In the previous post, we discussed data warehouse concept and emphasis key aspects such as data consistency, data history, complexity of the data integration process as the number of data sources grows and time to market. The enterprise data warehouse is built for analytical purpose and stored mainly structured data. It gives a competitive advantage to companies by allowing them to leverage their data to make better decisions and predictions.
Sadly, in the digital marketplace it lacks the speed and flexibility needed to fulfill its ultimate goal.
The digital business models have become essentials for companies that are wishing to thrive and stay competitive. By going digital, these companies are gaining interest to the information available beyond the scope of structured data. These are the semi-structured data and unstructured data. Here are some examples: log journal from website activity, social media feeds, video, audio, text document… and so on.
These new types of information are no longer compatible with the enterprise data warehouse requirements. The concept of data lake has then emerged to tackle the increasingly need of agility and accessibility to the information on a timely basis. Its implementation has been highly facilitated by Hadoop based technologies (designed to absorb volume, velocity and variety) and cheaper storage cost.
A data lake is basically a repository that stores large amount of disparate raw data. It doesn’t have the same requirement of data consolidation and standardization as the enterprise data warehouse.

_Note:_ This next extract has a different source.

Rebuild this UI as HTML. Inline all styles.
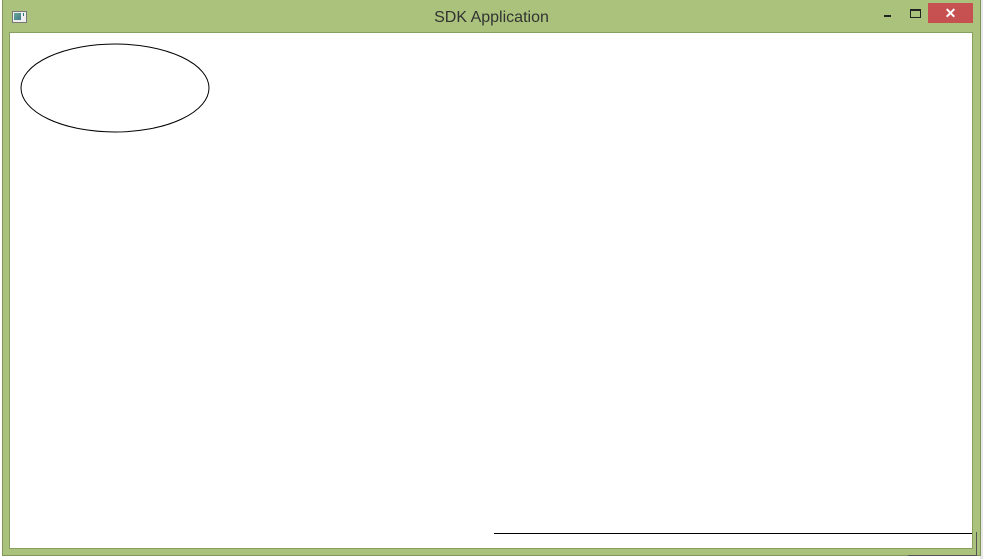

It therefore gives more flexibility to collect new heterogeneous data sources. Albeit data lake and data warehouse do not share the same constraints and requirements, one can supplement the other. Indeed, the data lake can act as staging layer for the data warehouse and offload the ETL process, thanks to the ability to process data at lower cost.
An appealing promise of data lake is to break data silos by offering a repository that enables business intelligence across all the company data. The temptation is therefore to dump any data available in the data lake with the expectation to get back to it in the future. The leap between data lake and data swamp is very easy to make.
Data lake is not just about a repository with disparate raw data. It needs proper data management, governance and security rules. A data lake without a catalog that keeps track of available data and ensures that any information stored can be surfaced is useless. It can jeopardise data analytic effort and become a liability more than an asset.